Make a backup. You unionmount layers will have to stay online, so you
still have the same problem as with cowlinks. Maybe not as frequently,
but since when does that matter.

> Yeah, my point is that it's easier with union mounts... not that it's
> impossible with COW links.

Matter of taste.

> I don't think that anyone would use union mounts for that setup, I've
> got different purposes behind it.

Different tools for different problems. ;)

> Correct, but I think that union mounts are generally less useful if
> you're using multiple layers -> the metaphor breaks down, especially as
> you can only write to the top layer.

See above.

> See, I like LVM, but I have different purposes in mind. For a single
> user system, it's a waste, granted.

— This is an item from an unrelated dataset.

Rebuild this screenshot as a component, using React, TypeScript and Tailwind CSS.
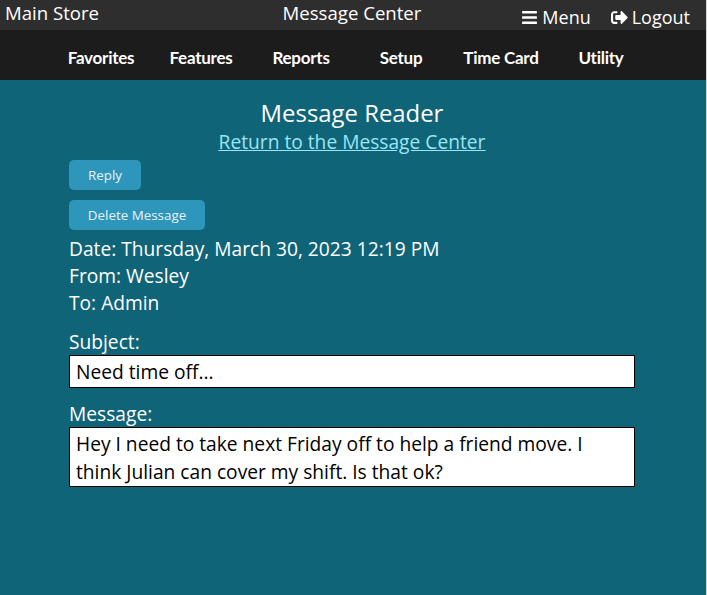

But, for virtual servers:
> Create a filesystem that contains your server image.
> Create an LVM snapshot of the filesystem, called version 0.2
> Bind mount the snapshot to each of your vservers.
> Mount an overlay for each vserver.
> Then, all the user's changes are in the overlay, and are stored
> completely independantly of the filesystem. The BIG advantage here is
> reproducibility: if I want to move that user's filesystem to another
> server, it's trivial, as it = snapshot + overlay. Also, if I have a team
> of servers all with the same snapshot, it's even easier, as I just move
> the overlay.
> Anyways, the general principle here is being able to commoditize the
> server, while retaining the flexibility to be able to configure and and
> patch systems as needed. Which is basically what I'm trying to do with
> StrongBox <plug,plug> ;)

Do you have a link to go with the plug?

I still have one problem with your scenario - time. Over the years,
the overlay will basically contain the complete server fs, as every
single file from the original will be replaced. So you end up with
the same situation as if you didn't have unionmount/cowlinks in the
first place.

Sure, you can update the "base" to a newer version, but then you also
get to write the update software that will move the overlay from one
base to the next.

With cowlinks you still have disk and DRAM efficiency after all
servers have been updated.

As for moving a vserver from one machine to the next, you can use one
of the below:
$ (cd $OLD_ROOT && tar cplf - .) | ssh $REMOTE "(cd $NEW_ROOT && tar xpf -)
$ rsync ...

First variant is what I usually do. Might take a while, but I usually
don't care. Second would be an optimization that should be just as
efficient (if not more) as moving the unionfs overlay. Both variants
are more flexible as the two machines don't need the same snapshot.

But then again, I'm biased. ;)


A defeated army first battles and then seeks victory.